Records
_ _ _ _ _ _ _

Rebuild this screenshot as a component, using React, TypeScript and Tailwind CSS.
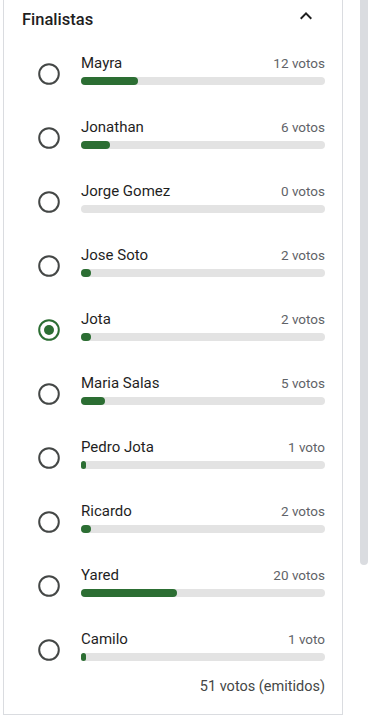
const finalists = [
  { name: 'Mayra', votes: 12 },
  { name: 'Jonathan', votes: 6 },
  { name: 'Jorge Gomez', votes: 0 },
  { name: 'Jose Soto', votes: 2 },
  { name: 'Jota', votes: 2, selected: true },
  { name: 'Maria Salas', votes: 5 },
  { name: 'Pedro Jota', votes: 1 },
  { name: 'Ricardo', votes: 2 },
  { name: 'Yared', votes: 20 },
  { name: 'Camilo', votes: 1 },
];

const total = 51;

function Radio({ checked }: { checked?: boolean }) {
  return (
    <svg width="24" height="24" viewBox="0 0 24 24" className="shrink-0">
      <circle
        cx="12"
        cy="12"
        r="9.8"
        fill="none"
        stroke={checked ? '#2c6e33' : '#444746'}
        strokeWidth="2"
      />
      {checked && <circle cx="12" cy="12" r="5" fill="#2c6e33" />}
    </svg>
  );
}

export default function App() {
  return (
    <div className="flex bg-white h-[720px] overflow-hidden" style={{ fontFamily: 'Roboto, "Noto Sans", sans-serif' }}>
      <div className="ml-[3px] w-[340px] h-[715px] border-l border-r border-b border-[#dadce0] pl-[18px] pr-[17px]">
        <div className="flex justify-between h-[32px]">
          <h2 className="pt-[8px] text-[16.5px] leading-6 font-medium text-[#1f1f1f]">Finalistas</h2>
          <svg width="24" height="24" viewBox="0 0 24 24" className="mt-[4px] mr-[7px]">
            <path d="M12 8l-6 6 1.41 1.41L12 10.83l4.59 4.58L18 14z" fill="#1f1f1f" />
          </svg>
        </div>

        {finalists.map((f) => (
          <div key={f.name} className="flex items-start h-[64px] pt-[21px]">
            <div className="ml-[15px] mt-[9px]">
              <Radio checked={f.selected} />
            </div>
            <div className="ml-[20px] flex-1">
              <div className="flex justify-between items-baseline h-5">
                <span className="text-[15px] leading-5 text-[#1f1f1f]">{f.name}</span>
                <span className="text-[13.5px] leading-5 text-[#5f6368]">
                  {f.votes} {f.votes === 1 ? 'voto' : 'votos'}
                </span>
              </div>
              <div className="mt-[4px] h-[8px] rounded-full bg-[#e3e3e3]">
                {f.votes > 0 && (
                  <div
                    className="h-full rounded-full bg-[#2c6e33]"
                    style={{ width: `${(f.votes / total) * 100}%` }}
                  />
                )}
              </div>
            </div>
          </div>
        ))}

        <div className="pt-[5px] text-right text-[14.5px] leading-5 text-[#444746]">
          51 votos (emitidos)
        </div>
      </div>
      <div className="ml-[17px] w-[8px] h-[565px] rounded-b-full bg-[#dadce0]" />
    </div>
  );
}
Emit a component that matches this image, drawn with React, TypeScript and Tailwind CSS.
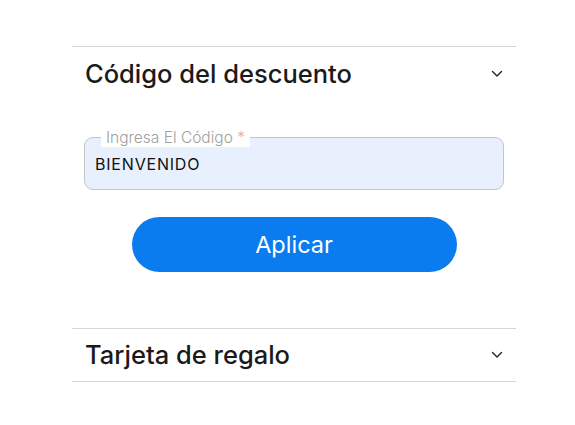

_ _ _ _ _ _ _

YOUR INSTRUCTIONS: Copy out each line in the preceding records that contains "component".

ANSWER TO THE TASK:
Rebuild this screenshot as a component, using React, TypeScript and Tailwind CSS.
Emit a component that matches this image, drawn with React, TypeScript and Tailwind CSS.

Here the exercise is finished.